Now, adding \(90^\circ\) on both sides, we get,

Thus, \(\angle{PSM}\) + \(90^\circ\) = \(\angle{QRN}\) + \(90^\circ\)

So, \(\angle{MSR}\) + \(\angle{PSM}\) = \(\angle{NRS}\) + \(\angle{QRN}\) ...(Since, \(\angle{MSR}\) = \(\angle{NRS}\) = \(90^\circ\))

So, \(\angle{PSR}\) = \(\angle{QRS}\)

i.e., \(\angle{S}\) = \(\angle{R}\)

Thus, \(\angle{P}\) = \(\angle{Q}\) and \(\angle{S}\) = \(\angle{R}\)

Since, Sum of the angles of a quadrilateral is \(360^\circ\)

We get, \(\angle{P}\) + \(\angle{Q}\) + \(\angle{S}\) + \(\angle{R}\) = \(360^\circ\)

From eq. (i), we get,

2[\(\angle{Q}\) + \(\angle{S}\)] = \(360^\circ\)

Therefore, [\(\angle{Q}\) + \(\angle{S}\)] = \(180^\circ\)

Hence, it is proved that PQRS is a cyclic trapezium.

9. Two circles intersect at two points B and C. Through B, two line segments ABD
and PBQ are drawn to intersect the circles at A, D and P, Q respectively (see figure). Prove that \(\angle{ACP}\) = \(\angle{QCD}\).

Given: Two circles intersect at two points B and C. Through B two line segment ABD and PBQ are drawn to intersect the circles at A, D and P, Q respectively.

To prove: \(\angle{ACP}\) = \(\angle{QCD}\)

Proof:

In circle I,

\(\angle{ACP}\) = \(\angle{ABP}\) ...(i)(Angles in the same segment)

In circle II,

\(\angle{QCD}\) = \(\angle{QBD}\) ...(ii)(Angles in the same segment)

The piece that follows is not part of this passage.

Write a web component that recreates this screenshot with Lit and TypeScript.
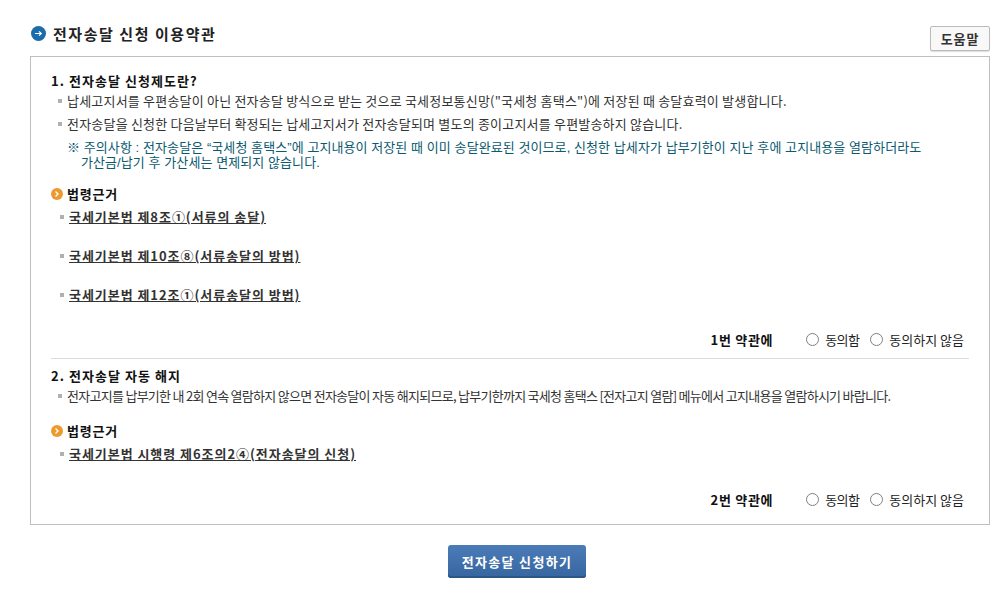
import { LitElement, html, css } from "lit";
import { customElement } from "lit/decorators.js";

@customElement("app-root")
export class AppRoot extends LitElement {
  static styles = css`
    :host { display: block; width: 993px; height: 600px; overflow: hidden; background: #fff; font-family: "Noto Sans CJK KR", "Noto Sans", sans-serif; font-size: 13px; color: #333; }
    .page { padding: 0 3px 0 30px; }
    .head { display: flex; justify-content: space-between; height: 56px; }
    .title { display: flex; align-items: center; gap: 7px; height: 18px; margin-top: 24px; font-size: 15px; font-weight: 700; color: #222; letter-spacing: 1.55px; }
    .title svg { margin-left: 1px; }
    .help { box-sizing: border-box; width: 60px; height: 25px; margin-top: 26px; border: 1px solid #bbb; border-radius: 2px; background: #f8f8f8; font: 700 13px "Noto Sans CJK KR", sans-serif; color: #333; letter-spacing: 0.9px; padding: 0; box-shadow: 0 1px 1px #ddd; }
    .box { box-sizing: border-box; height: 469px; border: 1px solid #bfbfbf; padding: 16px 20px 0 20px; }
    h2 { margin: 0; font-size: 13px; line-height: 16px; font-weight: 700; color: #111; letter-spacing: 1.05px; }
    h2.second { margin-top: 9px; }
    ul { list-style: none; margin: 0; padding: 0; }
    .desc { margin-top: 0; }
    .desc li { display: flex; align-items: center; height: 23px; padding-left: 7px; gap: 5px; letter-spacing: 0.2px; color: #333; white-space: nowrap; }
    .desc li.tight { letter-spacing: -0.72px; }
    .sq { flex: none; width: 4px; height: 4px; background: #b0b0b0; }
    .note { margin: 5px 0 0 16px; font-family: "Liberation Sans", "Noto Sans CJK KR", sans-serif; color: #0b5a70; line-height: 15px; letter-spacing: 0.08px; white-space: nowrap; }
    .note .ind { padding-left: 14px; display: block; }
    .law { display: flex; align-items: center; gap: 4px; margin-top: 16px; font-weight: 700; color: #111; font-size: 13px; line-height: 16px; letter-spacing: 0.75px; }
    .links { margin-top: -5px; }
    .links li { display: flex; align-items: center; height: 39px; padding-left: 9px; gap: 5px; }
    .links a { font-weight: 700; color: #333; text-decoration: underline; letter-spacing: 0.95px; white-space: nowrap; }
    .agree { display: flex; justify-content: flex-end; align-items: center; height: 18px; padding-right: 5px; }
    .agree.first { margin-top: 16px; }
    .agree.last { margin-top: 17px; }
    .agree b { color: #111; margin-right: 33px; letter-spacing: 0.7px; }
    .agree label { display: flex; align-items: center; gap: 6px; color: #222; letter-spacing: 0; }
    .agree label.tight { letter-spacing: -0.6px; }
    .agree label + label { margin-left: 11px; }
    .radio { box-sizing: border-box; width: 13px; height: 13px; border: 1px solid #808080; border-radius: 50%; background: #fff; }
    hr { border: 0; border-top: 1px solid #ddd; margin: 10px 0 0; }
    .foot { display: flex; justify-content: center; padding: 20px 0 0 14px; }
    .go { box-sizing: border-box; width: 138px; height: 33px; border: 0; border-radius: 3px; padding: 0; font: 700 13px "Noto Sans CJK KR", sans-serif; letter-spacing: 1.3px; color: #fff; background: linear-gradient(#4c7cb8, #36659f); box-shadow: inset 0 -2px 0 #2c5688; }
  `;

  agree(n: number) {
    return html`<b>${n}번 약관에</b>
      <label class="tight"><span class="radio"></span>동의함</label>
      <label><span class="radio"></span>동의하지 않음</label>`;
  }

  lawHead() {
    return html`<div class="law">
      <svg width="12" height="12" viewBox="0 0 12 12"><circle cx="6" cy="6" r="6" fill="#ec9a2e"/><path d="M4.500 3.500L7 6L4.500 8.500" fill="none" stroke="#fff" stroke-width="1.3"/></svg>법령근거
    </div>`;
  }

  render() {
    return html`<div class="page">
      <div class="head">
        <div class="title">
          <svg width="15" height="15" viewBox="0 0 15 15"><circle cx="7.500" cy="7.500" r="7.500" fill="#1b6cab"/><path d="M4 7.500h6M8 5.400l2.300 2.100L8 9.600" fill="none" stroke="#fff" stroke-width="1.2"/></svg>
          전자송달 신청 이용약관
        </div>
        <button class="help">도움말</button>
      </div>
      <div class="box">
        <h2>1. 전자송달 신청제도란?</h2>
        <ul class="desc">
          <li><span class="sq"></span>납세고지서를 우편송달이 아닌 전자송달 방식으로 받는 것으로 국세정보통신망("국세청 홈택스")에 저장된 때 송달효력이 발생합니다.</li>
          <li><span class="sq"></span>전자송달을 신청한 다음날부터 확정되는 납세고지서가 전자송달되며 별도의 종이고지서를 우편발송하지 않습니다.</li>
        </ul>
        <div class="note">※ 주의사항 : 전자송달은 “국세청 홈택스”에 고지내용이 저장된 때 이미 송달완료된 것이므로, 신청한 납세자가 납부기한이 지난 후에 고지내용을 열람하더라도<span class="ind">가산금/납기 후 가산세는 면제되지 않습니다.</span></div>
        ${this.lawHead()}
        <ul class="links">
          <li><span class="sq"></span><a>국세기본법 제8조①(서류의 송달)</a></li>
          <li><span class="sq"></span><a>국세기본법 제10조⑧(서류송달의 방법)</a></li>
          <li><span class="sq"></span><a>국세기본법 제12조①(서류송달의 방법)</a></li>
        </ul>
        <div class="agree first">${this.agree(1)}</div>
        <hr />
        <h2 class="second">2. 전자송달 자동 해지</h2>
        <ul class="desc">
          <li class="tight"><span class="sq"></span>전자고지를 납부기한 내 2회 연속 열람하지 않으면 전자송달이 자동 해지되므로, 납부기한까지 국세청 홈택스 [전자고지 열람] 메뉴에서 고지내용을 열람하시기 바랍니다.</li>
        </ul>
        ${this.lawHead()}
        <ul class="links">
          <li><span class="sq"></span><a>국세기본법 시행령 제6조의2④(전자송달의 신청)</a></li>
        </ul>
        <div class="agree last">${this.agree(2)}</div>
      </div>
      <div class="foot"><button class="go">전자송달 신청하기</button></div>
    </div>`;
  }
}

Also, \(\angle{ABP}\) = \(\angle{QBD}\) ...(Vertically opposite angles)

From Equation (i) and (ii), we get,

\(\angle{ACP}\) = \(\angle{QCD}\)

Hence, proved.

10. If circles are drawn taking two sides of a triangle as diameters, prove that the point
of intersection of these circles lie on the third side.

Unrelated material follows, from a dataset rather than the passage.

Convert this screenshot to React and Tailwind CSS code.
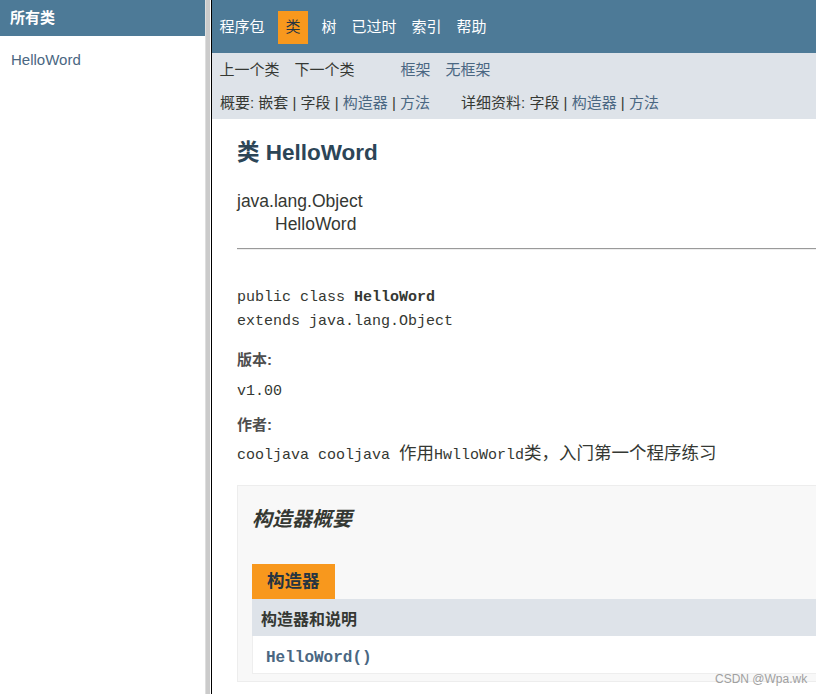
import React from 'react';

const sans = { fontFamily: '"Liberation Sans", Arial, "Noto Sans CJK SC", sans-serif' };

export default function App() {
  return (
    <div className="relative flex w-[816px] h-[694px] overflow-hidden bg-white text-[#353833] font-['Liberation_Sans','Noto_Sans_CJK_SC',sans-serif]">
      {/* Left frame: all classes */}
      <div className="w-[205px] shrink-0">
        <div className="h-[36px] bg-[#4d7a97] pl-[10px] flex items-center text-[15px] font-bold text-white">所有类</div>
        <div className="pl-[11px] pt-[13px] text-[15px] leading-[22px] text-[#4a6782]">HelloWord</div>
      </div>

      {/* Frame splitter */}
      <div className="w-[5px] shrink-0 bg-[#cbcbcb] border-l border-[#dedede]"></div>
      <div className="w-px shrink-0 bg-white"></div>

      {/* Right frame */}
      <div className="flex-1 min-w-0 border-l border-black overflow-hidden">
        {/* Top nav */}
        <div className="h-[53px] bg-[#4d7a97] pt-[11px]">
          <ul className="flex text-[15px] text-white">
            <li className="h-[33px] px-[7.5px] flex items-center">程序包</li>
            <li className="h-[33px] px-[7.5px] mx-[6px] flex items-center bg-[#f8981d] text-[#253441]">类</li>
            <li className="h-[33px] px-[7.5px] flex items-center">树</li>
            <li className="h-[33px] px-[7.5px] flex items-center">已过时</li>
            <li className="h-[33px] px-[7.5px] flex items-center">索引</li>
            <li className="h-[33px] px-[7.5px] flex items-center">帮助</li>
          </ul>
        </div>

        {/* Sub nav */}
        <div className="h-[66px] bg-[#dee3e9] text-[15px]">
          <div className="h-[34px] pt-px flex items-center">
            <span className="px-[7.5px]">上一个类</span>
            <span className="px-[7.5px]">下一个类</span>
            <span className="ml-[31px] px-[7.5px] text-[#4a6782]">框架</span>
            <span className="px-[7.5px] text-[#4a6782]">无框架</span>
          </div>
          <div className="h-[32px] flex items-center pl-[8px] whitespace-pre">
            <span>
              概要: 嵌套 | 字段 | <span className="text-[#4a6782]">构造器</span> | <span className="text-[#4a6782]">方法</span>
            </span>
            <span className="ml-[31px]">
              详细资料: 字段 | <span className="text-[#4a6782]">构造器</span> | <span className="text-[#4a6782]">方法</span>
            </span>
          </div>
        </div>

        {/* Content */}
        <div className="pl-[25px]">
          <h2 className="mt-[20px] text-[22.5px] leading-[28px] font-bold text-[#2c4557]">类 HelloWord</h2>

          <div className="mt-[23px] text-[17.5px] leading-[23px]">
            <div>java.lang.Object</div>
            <div className="pl-[38px]">HelloWord</div>
          </div>

          <div className="mt-[12px] h-[2px] border-t border-[#9a9a9a] border-b border-b-[#eeeeee]"></div>

          <pre className="mt-[36px] text-[15px] leading-[24px] font-['Liberation_Mono','Noto_Sans_CJK_SC',monospace]">
            public class <span className="font-bold">HelloWord</span>
            {'\n'}extends java.lang.Object
          </pre>

          <div className="mt-[16px] text-[15px] leading-[20px] font-bold text-[#4e4e4e]">版本:</div>
          <div className="mt-[12px] text-[15px] leading-[20px] font-['Liberation_Mono',monospace]">v1.00</div>
          <div className="mt-[13px] text-[15px] leading-[20px] font-bold text-[#4e4e4e]">作者:</div>
          <div className="mt-[8px] text-[15px] leading-[20px] whitespace-pre font-['Liberation_Mono','Noto_Sans_CJK_SC',monospace]">
            cooljava cooljava <span className="text-[17.5px]" style={sans}>作用</span>HwlloWorld<span className="text-[17.5px]" style={sans}>类，入门第一个程序练习</span>
          </div>

          {/* Constructor summary */}
          <div className="mt-[19px] w-[700px] border border-[#ededed] bg-[#f8f8f8] pl-[14px] pt-[20px] pb-[7px]">
            <h3 className="text-[20px] leading-[26px] font-bold italic">构造器概要</h3>
            <div className="mt-[32px]">
              <div className="inline-flex h-[35px] items-center px-[15px] bg-[#f8981d] text-[17.5px] font-bold text-[#253441]">构造器</div>
              <div className="h-[37px] flex items-center pl-[9px] pt-[5px] bg-[#dee3e9] text-[16px] font-bold">构造器和说明</div>
              <div className="h-[38px] flex items-center pl-[13px] pt-[7px] bg-white border-l border-b border-[#eeeeee] text-[16px] font-bold text-[#4a6782] font-['Liberation_Mono',monospace]">
                HelloWord()
              </div>
            </div>
          </div>
        </div>
      </div>

      {/* Watermark */}
      <div className="absolute left-[715px] top-[671px] text-[12px] leading-[16px] text-[#a0a0a0]">CSDN @Wpa.wk</div>
    </div>
  );
}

Given: Two circles are drawn with sides AC and AB of \(\triangle{ABC}\) as diameters. Both circles intersect each other at D.

To prove: D lies on BC.

Construction: Join AD.

Proof: Since, AC and AB are the diameters of the two circles,

\(\angle{ADB}\) = \(90^\circ\) ...(i)(Angles in a semi-circle)

And \(\angle{ADC}\) = \(90^\circ\) ...(ii)(Angles in a semi-circle)

On adding Equation (i) and (ii), we get,

\(\angle{ADB}\) + \(\angle{ADC}\) = \(90^\circ\) + \(90^\circ\) = \(180^\circ\)

Hence, we can say that, BCD is a straight line.

So, D lies on BC.

11. ABC and ADC are two right angled triangles with common hypotenuse AC. Prove
that \(\angle{CAD}\) = \(\angle{CBD}\).

Draw a circle with AC as diameter passing through B and D. Join BD.

\(\triangle{ADC}\) and \(\triangle{ABC}\) are right angled triangles with common hypotenuse.

\(\angle{CBD}\) = \(\angle{CAD}\) ...(Since, angles in the same segment are equal)

Hence, proved.

12. Prove that a cyclic parallelogram is a rectangle.

Given: PQRS is a parallelogram inscribed in a circle.

To prove: PQRS is a rectangle.

Proof: Since, PQRS is a cyclic quadrilateral.

Thus, \(\angle{P}\) + \(\angle{R}\) = \(180^\circ\) ...(i)(Since, Sum of opposite angles in a cyclic quadrilateral is \(180^\circ\))

But, \(\angle{P}\) = \(\angle{R}\) ...(ii)(Since, in a parallelogram, opposite angles are equal)

from eq. (i) and (ii), we get,

\(\angle{P}\) = \(\angle{R}\) = \(90^\circ\)

Similarly, \(\angle{Q}\) = \(\angle{S}\) = \(90^\circ\)

Thus, Each angle of PQRS is \(90^\circ\).

Hence, it is proved that PQRS is a rectangle.